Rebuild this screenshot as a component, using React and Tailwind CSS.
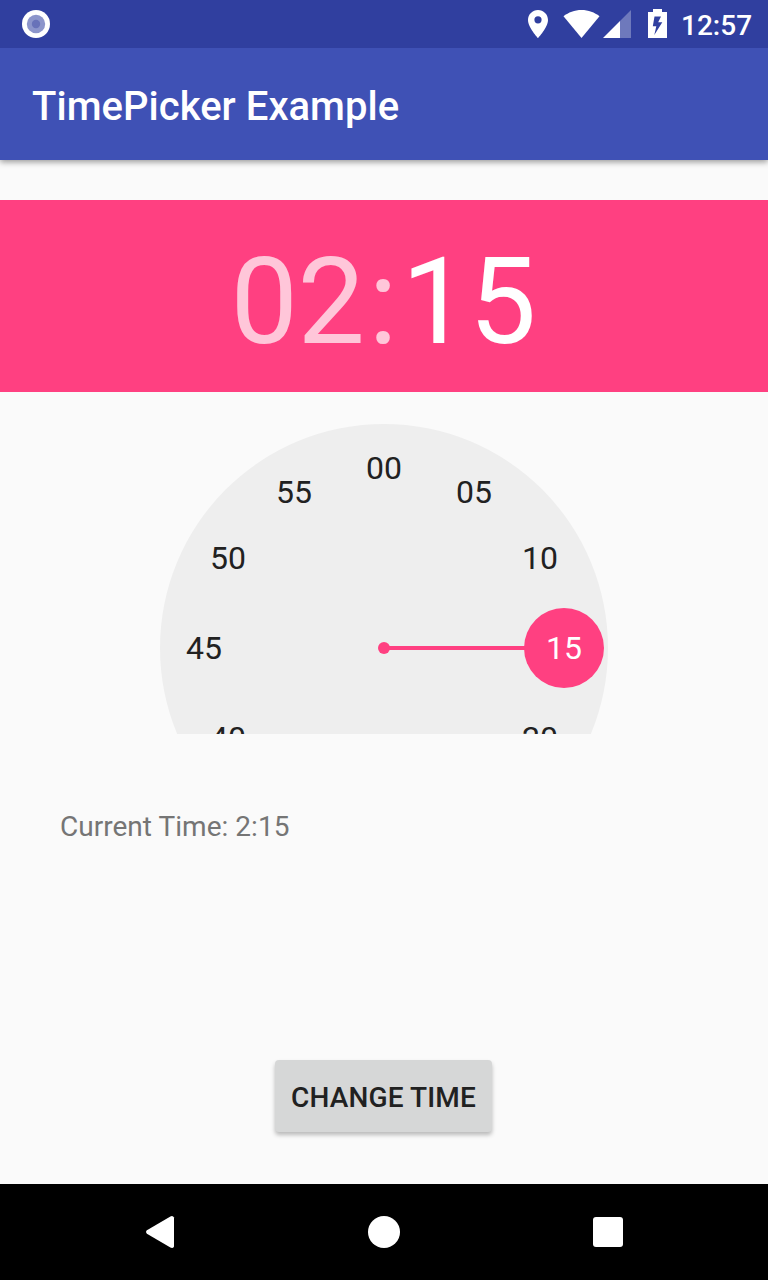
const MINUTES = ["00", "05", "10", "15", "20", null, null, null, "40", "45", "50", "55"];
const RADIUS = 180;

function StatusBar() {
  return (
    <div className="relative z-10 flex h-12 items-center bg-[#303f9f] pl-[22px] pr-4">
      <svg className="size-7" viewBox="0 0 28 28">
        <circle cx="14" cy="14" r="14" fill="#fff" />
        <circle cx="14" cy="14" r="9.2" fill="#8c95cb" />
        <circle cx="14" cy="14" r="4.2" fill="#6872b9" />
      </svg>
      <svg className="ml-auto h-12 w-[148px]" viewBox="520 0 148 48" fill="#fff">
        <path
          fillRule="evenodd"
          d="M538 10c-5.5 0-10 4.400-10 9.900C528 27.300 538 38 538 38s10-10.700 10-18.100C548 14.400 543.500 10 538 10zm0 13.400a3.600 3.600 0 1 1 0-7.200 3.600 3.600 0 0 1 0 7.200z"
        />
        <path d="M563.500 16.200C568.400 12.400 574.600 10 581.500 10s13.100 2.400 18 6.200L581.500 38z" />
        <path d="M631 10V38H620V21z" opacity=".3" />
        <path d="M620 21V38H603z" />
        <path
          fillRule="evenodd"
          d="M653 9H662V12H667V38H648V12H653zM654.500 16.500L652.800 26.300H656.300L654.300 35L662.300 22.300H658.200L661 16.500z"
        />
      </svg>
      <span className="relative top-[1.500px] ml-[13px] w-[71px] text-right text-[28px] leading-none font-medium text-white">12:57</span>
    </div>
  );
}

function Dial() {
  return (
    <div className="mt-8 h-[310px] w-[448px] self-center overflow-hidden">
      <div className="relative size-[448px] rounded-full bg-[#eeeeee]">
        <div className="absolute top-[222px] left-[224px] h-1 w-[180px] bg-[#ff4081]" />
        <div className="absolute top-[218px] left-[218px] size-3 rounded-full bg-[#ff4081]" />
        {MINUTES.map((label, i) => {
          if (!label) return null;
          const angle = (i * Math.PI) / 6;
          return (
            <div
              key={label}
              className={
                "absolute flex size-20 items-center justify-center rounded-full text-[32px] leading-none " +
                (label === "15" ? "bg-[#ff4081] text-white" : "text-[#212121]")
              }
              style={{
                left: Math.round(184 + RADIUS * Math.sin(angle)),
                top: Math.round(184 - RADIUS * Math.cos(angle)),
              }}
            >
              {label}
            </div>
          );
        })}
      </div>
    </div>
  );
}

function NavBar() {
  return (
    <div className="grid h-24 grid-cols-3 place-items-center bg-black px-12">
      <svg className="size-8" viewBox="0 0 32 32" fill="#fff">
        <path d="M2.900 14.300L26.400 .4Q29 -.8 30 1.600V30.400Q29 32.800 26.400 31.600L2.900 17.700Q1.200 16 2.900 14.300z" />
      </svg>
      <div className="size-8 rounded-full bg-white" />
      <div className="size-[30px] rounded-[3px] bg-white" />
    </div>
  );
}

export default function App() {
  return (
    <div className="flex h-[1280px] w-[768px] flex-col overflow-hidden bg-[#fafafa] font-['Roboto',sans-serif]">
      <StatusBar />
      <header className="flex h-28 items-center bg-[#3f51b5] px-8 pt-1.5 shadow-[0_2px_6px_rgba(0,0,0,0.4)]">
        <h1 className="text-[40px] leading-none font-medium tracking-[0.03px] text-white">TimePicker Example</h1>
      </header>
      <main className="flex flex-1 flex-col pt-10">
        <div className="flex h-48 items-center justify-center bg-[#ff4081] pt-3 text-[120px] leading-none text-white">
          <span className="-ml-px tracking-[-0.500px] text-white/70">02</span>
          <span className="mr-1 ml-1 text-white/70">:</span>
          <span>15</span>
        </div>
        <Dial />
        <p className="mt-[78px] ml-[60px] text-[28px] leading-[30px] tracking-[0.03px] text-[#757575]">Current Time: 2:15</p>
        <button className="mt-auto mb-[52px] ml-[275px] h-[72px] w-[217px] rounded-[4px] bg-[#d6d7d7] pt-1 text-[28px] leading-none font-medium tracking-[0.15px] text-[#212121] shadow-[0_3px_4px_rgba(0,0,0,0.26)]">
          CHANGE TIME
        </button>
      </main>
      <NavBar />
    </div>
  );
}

Exercise directions: Reproduce the data word for word, excluding its pictures.

Complete output:
Rebuild this screenshot as a component, using React and Tailwind CSS.
const MINUTES = ["00", "05", "10", "15", "20", null, null, null, "40", "45", "50", "55"];
const RADIUS = 180;

function StatusBar() {
  return (
    <div className="relative z-10 flex h-12 items-center bg-[#303f9f] pl-[22px] pr-4">
      <svg className="size-7" viewBox="0 0 28 28">
        <circle cx="14" cy="14" r="14" fill="#fff" />
        <circle cx="14" cy="14" r="9.2" fill="#8c95cb" />
        <circle cx="14" cy="14" r="4.2" fill="#6872b9" />
      </svg>
      <svg className="ml-auto h-12 w-[148px]" viewBox="520 0 148 48" fill="#fff">
        <path
          fillRule="evenodd"
          d="M538 10c-5.5 0-10 4.400-10 9.900C528 27.300 538 38 538 38s10-10.700 10-18.100C548 14.400 543.500 10 538 10zm0 13.400a3.600 3.600 0 1 1 0-7.200 3.600 3.600 0 0 1 0 7.200z"
        />
        <path d="M563.500 16.200C568.400 12.400 574.600 10 581.500 10s13.100 2.400 18 6.200L581.500 38z" />
        <path d="M631 10V38H620V21z" opacity=".3" />
        <path d="M620 21V38H603z" />
        <path
          fillRule="evenodd"
          d="M653 9H662V12H667V38H648V12H653zM654.500 16.500L652.800 26.300H656.300L654.300 35L662.300 22.300H658.200L661 16.500z"
        />
      </svg>
      <span className="relative top-[1.500px] ml-[13px] w-[71px] text-right text-[28px] leading-none font-medium text-white">12:57</span>
    </div>
  );
}

function Dial() {
  return (
    <div className="mt-8 h-[310px] w-[448px] self-center overflow-hidden">
      <div className="relative size-[448px] rounded-full bg-[#eeeeee]">
        <div className="absolute top-[222px] left-[224px] h-1 w-[180px] bg-[#ff4081]" />
        <div className="absolute top-[218px] left-[218px] size-3 rounded-full bg-[#ff4081]" />
        {MINUTES.map((label, i) => {
          if (!label) return null;
          const angle = (i * Math.PI) / 6;
          return (
            <div
              key={label}
              className={
                "absolute flex size-20 items-center justify-center rounded-full text-[32px] leading-none " +
                (label === "15" ? "bg-[#ff4081] text-white" : "text-[#212121]")
              }
              style={{
                left: Math.round(184 + RADIUS * Math.sin(angle)),
                top: Math.round(184 - RADIUS * Math.cos(angle)),
              }}
            >
              {label}
            </div>
          );
        })}
      </div>
    </div>
  );
}

function NavBar() {
  return (
    <div className="grid h-24 grid-cols-3 place-items-center bg-black px-12">
      <svg className="size-8" viewBox="0 0 32 32" fill="#fff">
        <path d="M2.900 14.300L26.400 .4Q29 -.8 30 1.600V30.400Q29 32.800 26.400 31.600L2.900 17.700Q1.200 16 2.900 14.300z" />
      </svg>
      <div className="size-8 rounded-full bg-white" />
      <div className="size-[30px] rounded-[3px] bg-white" />
    </div>
  );
}

export default function App() {
  return (
    <div className="flex h-[1280px] w-[768px] flex-col overflow-hidden bg-[#fafafa] font-['Roboto',sans-serif]">
      <StatusBar />
      <header className="flex h-28 items-center bg-[#3f51b5] px-8 pt-1.5 shadow-[0_2px_6px_rgba(0,0,0,0.4)]">
        <h1 className="text-[40px] leading-none font-medium tracking-[0.03px] text-white">TimePicker Example</h1>
      </header>
      <main className="flex flex-1 flex-col pt-10">
        <div className="flex h-48 items-center justify-center bg-[#ff4081] pt-3 text-[120px] leading-none text-white">
          <span className="-ml-px tracking-[-0.500px] text-white/70">02</span>
          <span className="mr-1 ml-1 text-white/70">:</span>
          <span>15</span>
        </div>
        <Dial />
        <p className="mt-[78px] ml-[60px] text-[28px] leading-[30px] tracking-[0.03px] text-[#757575]">Current Time: 2:15</p>
        <button className="mt-auto mb-[52px] ml-[275px] h-[72px] w-[217px] rounded-[4px] bg-[#d6d7d7] pt-1 text-[28px] leading-none font-medium tracking-[0.15px] text-[#212121] shadow-[0_3px_4px_rgba(0,0,0,0.26)]">
          CHANGE TIME
        </button>
      </main>
      <NavBar />
    </div>
  );
}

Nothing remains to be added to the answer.